Japan is considering allowing foreign workers in more than 10 sectors under a new residence status to be introduced from April next year, the top government spokesman said Wednesday, as the country looks to tackle a serious labor shortage.
“Based on interviews with various industries, we have found that more than 10 industries will face serious trouble without foreign laborers,” Chief Cabinet Secretary Yoshihide Suga said in a speech in Tokyo.
In a press conference later, Suga cited the food service and fishery industries as among potential sectors that could receive more foreign workers, based on a report from the Justice Ministry which oversees the issue.
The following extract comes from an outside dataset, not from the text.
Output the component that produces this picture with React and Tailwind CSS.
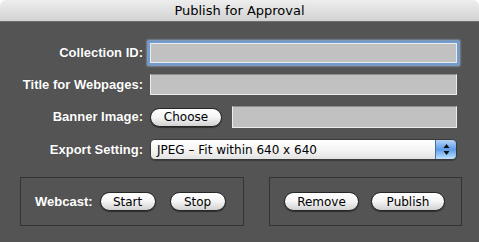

The government is planning to introduce a new residence status in April that will allow more foreigners to work with businesses facing major labor shortfalls, opening the door to blue-collar workers from abroad in addition to the currently accepted highly skilled foreigners.
The ministry is seeking to set up an affiliated agency that will be solely in charge of dealing with low-skilled foreign nationals.
Under the new system, the government is considering opening up the nursing care, agriculture, construction, lodging and shipbuilding sectors to foreign labor.
Suga also reiterated the government’s willingness to submit a bill to revise the nation’s immigration law to an extraordinary Diet session expected to be convened in late October.
Under the current plan, a new visa status valid for up to five years will be created, but workers will be not be permitted to bring family members because the government has insisted they are not immigrants.